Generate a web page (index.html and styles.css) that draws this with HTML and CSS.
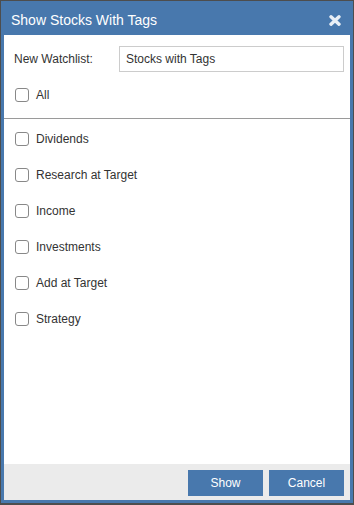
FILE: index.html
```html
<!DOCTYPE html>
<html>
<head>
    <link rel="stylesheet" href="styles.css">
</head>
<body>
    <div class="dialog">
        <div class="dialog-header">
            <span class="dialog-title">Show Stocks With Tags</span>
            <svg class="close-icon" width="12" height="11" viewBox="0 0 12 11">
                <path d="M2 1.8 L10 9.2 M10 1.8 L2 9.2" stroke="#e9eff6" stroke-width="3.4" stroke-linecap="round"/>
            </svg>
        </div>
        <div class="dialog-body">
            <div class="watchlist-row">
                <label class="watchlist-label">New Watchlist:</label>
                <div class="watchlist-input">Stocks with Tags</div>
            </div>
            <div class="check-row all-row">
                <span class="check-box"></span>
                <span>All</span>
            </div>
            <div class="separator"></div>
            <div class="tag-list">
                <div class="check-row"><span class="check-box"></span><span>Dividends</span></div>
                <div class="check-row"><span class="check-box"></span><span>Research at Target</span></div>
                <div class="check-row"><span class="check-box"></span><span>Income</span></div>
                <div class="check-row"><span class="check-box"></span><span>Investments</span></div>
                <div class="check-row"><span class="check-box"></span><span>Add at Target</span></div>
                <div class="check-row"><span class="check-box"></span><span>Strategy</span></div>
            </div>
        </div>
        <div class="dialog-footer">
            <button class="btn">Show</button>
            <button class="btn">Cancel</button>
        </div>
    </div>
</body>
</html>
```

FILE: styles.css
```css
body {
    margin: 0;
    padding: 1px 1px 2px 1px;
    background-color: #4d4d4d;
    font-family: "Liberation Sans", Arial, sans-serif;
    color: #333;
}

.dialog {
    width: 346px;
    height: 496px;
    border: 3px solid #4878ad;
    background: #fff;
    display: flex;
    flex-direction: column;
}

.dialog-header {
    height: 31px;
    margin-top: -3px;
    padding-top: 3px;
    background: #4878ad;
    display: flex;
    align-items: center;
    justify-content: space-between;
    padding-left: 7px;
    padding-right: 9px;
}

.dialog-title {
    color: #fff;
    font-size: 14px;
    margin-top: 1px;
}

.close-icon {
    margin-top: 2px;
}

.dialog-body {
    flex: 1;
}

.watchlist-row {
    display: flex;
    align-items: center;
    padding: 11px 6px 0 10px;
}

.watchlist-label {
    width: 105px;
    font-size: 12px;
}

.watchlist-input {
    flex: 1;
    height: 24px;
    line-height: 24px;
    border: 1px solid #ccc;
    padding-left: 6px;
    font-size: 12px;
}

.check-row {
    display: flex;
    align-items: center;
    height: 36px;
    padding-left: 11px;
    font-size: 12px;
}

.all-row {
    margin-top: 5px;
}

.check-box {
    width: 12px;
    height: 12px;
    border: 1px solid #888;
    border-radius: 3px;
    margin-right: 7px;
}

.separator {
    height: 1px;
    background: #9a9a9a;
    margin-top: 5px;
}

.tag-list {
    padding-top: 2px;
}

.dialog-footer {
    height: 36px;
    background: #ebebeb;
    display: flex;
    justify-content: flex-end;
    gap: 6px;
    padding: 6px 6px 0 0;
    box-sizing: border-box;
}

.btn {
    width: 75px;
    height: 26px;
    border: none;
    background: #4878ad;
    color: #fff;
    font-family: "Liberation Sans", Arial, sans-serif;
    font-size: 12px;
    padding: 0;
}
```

...

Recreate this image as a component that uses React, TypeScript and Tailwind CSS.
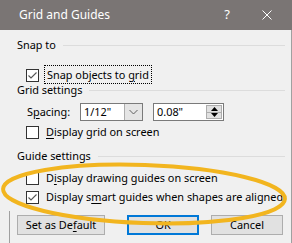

GIVEN TASK » Which lines contain "index"? Copy each of them out.

PROBLEM SOLUTION »
Generate a web page (index.html and styles.css) that draws this with HTML and CSS.
FILE: index.html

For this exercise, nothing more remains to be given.